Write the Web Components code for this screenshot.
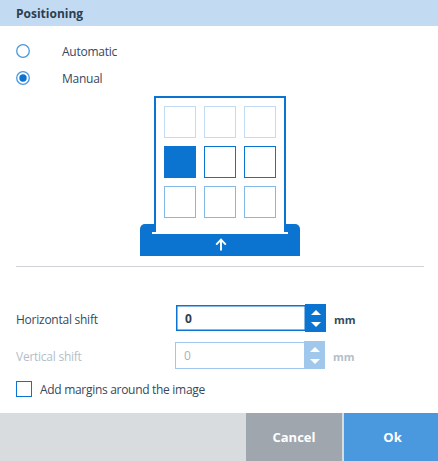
<!doctype html>
<html><head><meta charset="utf-8"><style>
html,body{margin:0;padding:0;background:#fff}
body{width:438px;height:461px;overflow:hidden;font:12px "Open Sans","Noto Sans",sans-serif;color:#2c3e50}
</style></head><body>
<position-dialog></position-dialog>
<script>
class Base extends HTMLElement{constructor(){super();this.attachShadow({mode:'open'})}}
customElements.define('radio-row',class extends Base{connectedCallback(){const c=this.hasAttribute('checked');this.shadowRoot.innerHTML=`<style>
:host{display:flex;align-items:center;height:27px;padding-left:16px}
svg{display:block;width:14px;height:14px;flex:none}
span{margin-left:32px;padding-top:1px;font-size:12px;letter-spacing:-.25px;color:#34495e}
</style><svg viewBox="0 0 14 14"><circle cx="7" cy="7" r="6.3" fill="#fff" stroke="#4a98e0" stroke-width="1.3"/>${c?'<circle cx="7" cy="7" r="3.7" fill="#0a74d0"/>':''}</svg><span><slot></slot></span>`}});
customElements.define('position-grid',class extends Base{connectedCallback(){
const cls=['a','a','a','s','d','d','b','b','b'];
this.shadowRoot.innerHTML=`<style>
:host{display:flex;padding-left:140px;height:160px}
.wrap{width:160px;display:flex;flex-direction:column;align-items:center;position:relative}
.page{box-sizing:border-box;width:132px;height:136px;border:2px solid #0a74d0;border-bottom:0;background:#fff;padding:8px 8px 0;display:grid;grid-template-columns:repeat(3,32px);grid-auto-rows:32px;gap:8px;position:relative;z-index:1}
.c{box-sizing:border-box;border:1px solid}
.a{border-color:#c2dbf3}.b{border-color:#84b9e7}.d{border-color:#0a74d0}.s{background:#0a74d0;border-color:#0a74d0}
.tray{width:160px;height:32px;margin-top:-8px;background:#0a74d0;border-radius:5px 5px 0 0;display:flex;flex-direction:column;align-items:center}
.line{width:136px;height:2px;background:#fff;margin-top:8px;flex:none}
svg{display:block;margin:4px 0 0 2px;width:12px;height:13px}
</style><div class="wrap"><div class="page">${cls.map(c=>`<div class="c ${c}"></div>`).join('')}</div>
<div class="tray"><div class="line"></div><svg viewBox="0 0 12 13"><path d="M6 12.5V2M1.2 6.6L6 1.6 10.8 6.6" fill="none" stroke="#fff" stroke-width="1.9"/></svg></div></div>`}});
customElements.define('shift-field',class extends Base{connectedCallback(){const d=this.hasAttribute('disabled');
this.shadowRoot.innerHTML=`<style>
:host{display:flex;align-items:center;height:28px;padding-left:16px}
label{width:${d?159:160}px;padding-top:2px;font-size:12px;letter-spacing:-.25px;color:${d?'#b4bec8':'#34495e'}}
.box{box-sizing:border-box;width:130px;height:27px;border:${d?'1px solid #a0c8ec':'1px solid #0a74d0'};${d?'':'box-shadow:inset 0 0 0 .5px #0a74d0;height:26px;'}background:#fff;padding-left:8px;display:flex;align-items:center;font-weight:${d?400:700};font-size:12px;color:${d?'#a8b2bc':'#2c3e50'}}
.spin{box-sizing:border-box;width:21px;height:28px;margin-left:-1px;background:${d?'#a0c8ec':'#0a74d0'};display:flex;flex-direction:column;align-items:center;justify-content:center;gap:7px}
.up,.dn{width:0;height:0;border-left:5px solid transparent;border-right:5px solid transparent}
.up{border-bottom:5px solid #fff}.dn{border-top:5px solid #fff}
.u{margin-left:8px;padding-top:2px;font-size:11px;font-weight:700;color:${d?'#b4bec8':'#34495e'}}
</style><label><slot></slot></label><div class="box">0</div><div class="spin"><div class="up"></div><div class="dn"></div></div><span class="u">mm</span>`}});
customElements.define('check-row',class extends Base{connectedCallback(){this.shadowRoot.innerHTML=`<style>
:host{display:flex;align-items:center;height:16px;padding-left:16px}
i{box-sizing:border-box;display:block;width:16px;height:16px;border:1px solid #0a74d0;background:#fff}
span{margin-left:8px;font-size:12px;letter-spacing:-.3px;color:#34495e}
</style><i></i><span><slot></slot></span>`}});
customElements.define('dialog-button',class extends Base{connectedCallback(){const p=this.hasAttribute('primary');this.shadowRoot.innerHTML=`<style>
:host{box-sizing:border-box;display:flex;align-items:center;justify-content:center;height:48px;width:${p?94:96}px;padding-left:${p?3:0}px;background:${p?'#4a98de':'#a0a6ae'};color:#fff;font-size:13px;font-weight:700}
</style><slot></slot>`}});
customElements.define('position-dialog',class extends Base{connectedCallback(){this.shadowRoot.innerHTML=`<style>
:host{display:flex;flex-direction:column;width:438px;height:461px;background:#fff}
header{height:26px;background:#c2dbf3;padding-left:16px;display:flex;align-items:center;font-size:12px;font-weight:700;color:#2c3e50}
.radios{margin-top:11px}
position-grid{margin-top:5px}
hr{border:0;height:1px;background:#cfd2d4;margin:10px 14px 0 16px}
.f1{margin-top:37px}.f2{margin-top:9px}
check-row{margin-top:12px}
footer{margin-top:16px;height:48px;background:#d8dcde;display:flex;justify-content:flex-end;gap:2px}
</style><header>Positioning</header>
<div class="radios"><radio-row>Automatic</radio-row><radio-row checked>Manual</radio-row></div>
<position-grid></position-grid><hr>
<shift-field class="f1">Horizontal shift</shift-field><shift-field class="f2" disabled>Vertical shift</shift-field>
<check-row>Add margins around the image</check-row>
<footer><dialog-button>Cancel</dialog-button><dialog-button primary>Ok</dialog-button></footer>`}});
</script></body></html>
● ● ● ● ●
Aim of the task: Omit the pictures, and quote the material above exactly as given.

The answer:
Write the Web Components code for this screenshot.
<!doctype html>
<html><head><meta charset="utf-8"><style>
html,body{margin:0;padding:0;background:#fff}
body{width:438px;height:461px;overflow:hidden;font:12px "Open Sans","Noto Sans",sans-serif;color:#2c3e50}
</style></head><body>
<position-dialog></position-dialog>
<script>
class Base extends HTMLElement{constructor(){super();this.attachShadow({mode:'open'})}}
customElements.define('radio-row',class extends Base{connectedCallback(){const c=this.hasAttribute('checked');this.shadowRoot.innerHTML=`<style>
:host{display:flex;align-items:center;height:27px;padding-left:16px}
svg{display:block;width:14px;height:14px;flex:none}
span{margin-left:32px;padding-top:1px;font-size:12px;letter-spacing:-.25px;color:#34495e}
</style><svg viewBox="0 0 14 14"><circle cx="7" cy="7" r="6.3" fill="#fff" stroke="#4a98e0" stroke-width="1.3"/>${c?'<circle cx="7" cy="7" r="3.7" fill="#0a74d0"/>':''}</svg><span><slot></slot></span>`}});
customElements.define('position-grid',class extends Base{connectedCallback(){
const cls=['a','a','a','s','d','d','b','b','b'];
this.shadowRoot.innerHTML=`<style>
:host{display:flex;padding-left:140px;height:160px}
.wrap{width:160px;display:flex;flex-direction:column;align-items:center;position:relative}
.page{box-sizing:border-box;width:132px;height:136px;border:2px solid #0a74d0;border-bottom:0;background:#fff;padding:8px 8px 0;display:grid;grid-template-columns:repeat(3,32px);grid-auto-rows:32px;gap:8px;position:relative;z-index:1}
.c{box-sizing:border-box;border:1px solid}
.a{border-color:#c2dbf3}.b{border-color:#84b9e7}.d{border-color:#0a74d0}.s{background:#0a74d0;border-color:#0a74d0}
.tray{width:160px;height:32px;margin-top:-8px;background:#0a74d0;border-radius:5px 5px 0 0;display:flex;flex-direction:column;align-items:center}
.line{width:136px;height:2px;background:#fff;margin-top:8px;flex:none}
svg{display:block;margin:4px 0 0 2px;width:12px;height:13px}
</style><div class="wrap"><div class="page">${cls.map(c=>`<div class="c ${c}"></div>`).join('')}</div>
<div class="tray"><div class="line"></div><svg viewBox="0 0 12 13"><path d="M6 12.5V2M1.2 6.6L6 1.6 10.8 6.6" fill="none" stroke="#fff" stroke-width="1.9"/></svg></div></div>`}});
customElements.define('shift-field',class extends Base{connectedCallback(){const d=this.hasAttribute('disabled');
this.shadowRoot.innerHTML=`<style>
:host{display:flex;align-items:center;height:28px;padding-left:16px}
label{width:${d?159:160}px;padding-top:2px;font-size:12px;letter-spacing:-.25px;color:${d?'#b4bec8':'#34495e'}}
.box{box-sizing:border-box;width:130px;height:27px;border:${d?'1px solid #a0c8ec':'1px solid #0a74d0'};${d?'':'box-shadow:inset 0 0 0 .5px #0a74d0;height:26px;'}background:#fff;padding-left:8px;display:flex;align-items:center;font-weight:${d?400:700};font-size:12px;color:${d?'#a8b2bc':'#2c3e50'}}
.spin{box-sizing:border-box;width:21px;height:28px;margin-left:-1px;background:${d?'#a0c8ec':'#0a74d0'};display:flex;flex-direction:column;align-items:center;justify-content:center;gap:7px}
.up,.dn{width:0;height:0;border-left:5px solid transparent;border-right:5px solid transparent}
.up{border-bottom:5px solid #fff}.dn{border-top:5px solid #fff}
.u{margin-left:8px;padding-top:2px;font-size:11px;font-weight:700;color:${d?'#b4bec8':'#34495e'}}
</style><label><slot></slot></label><div class="box">0</div><div class="spin"><div class="up"></div><div class="dn"></div></div><span class="u">mm</span>`}});
customElements.define('check-row',class extends Base{connectedCallback(){this.shadowRoot.innerHTML=`<style>
:host{display:flex;align-items:center;height:16px;padding-left:16px}
i{box-sizing:border-box;display:block;width:16px;height:16px;border:1px solid #0a74d0;background:#fff}
span{margin-left:8px;font-size:12px;letter-spacing:-.3px;color:#34495e}
</style><i></i><span><slot></slot></span>`}});
customElements.define('dialog-button',class extends Base{connectedCallback(){const p=this.hasAttribute('primary');this.shadowRoot.innerHTML=`<style>
:host{box-sizing:border-box;display:flex;align-items:center;justify-content:center;height:48px;width:${p?94:96}px;padding-left:${p?3:0}px;background:${p?'#4a98de':'#a0a6ae'};color:#fff;font-size:13px;font-weight:700}
</style><slot></slot>`}});
customElements.define('position-dialog',class extends Base{connectedCallback(){this.shadowRoot.innerHTML=`<style>
:host{display:flex;flex-direction:column;width:438px;height:461px;background:#fff}
header{height:26px;background:#c2dbf3;padding-left:16px;display:flex;align-items:center;font-size:12px;font-weight:700;color:#2c3e50}
.radios{margin-top:11px}
position-grid{margin-top:5px}
hr{border:0;height:1px;background:#cfd2d4;margin:10px 14px 0 16px}
.f1{margin-top:37px}.f2{margin-top:9px}
check-row{margin-top:12px}
footer{margin-top:16px;height:48px;background:#d8dcde;display:flex;justify-content:flex-end;gap:2px}
</style><header>Positioning</header>
<div class="radios"><radio-row>Automatic</radio-row><radio-row checked>Manual</radio-row></div>
<position-grid></position-grid><hr>
<shift-field class="f1">Horizontal shift</shift-field><shift-field class="f2" disabled>Vertical shift</shift-field>
<check-row>Add margins around the image</check-row>
<footer><dialog-button>Cancel</dialog-button><dialog-button primary>Ok</dialog-button></footer>`}});
</script></body></html>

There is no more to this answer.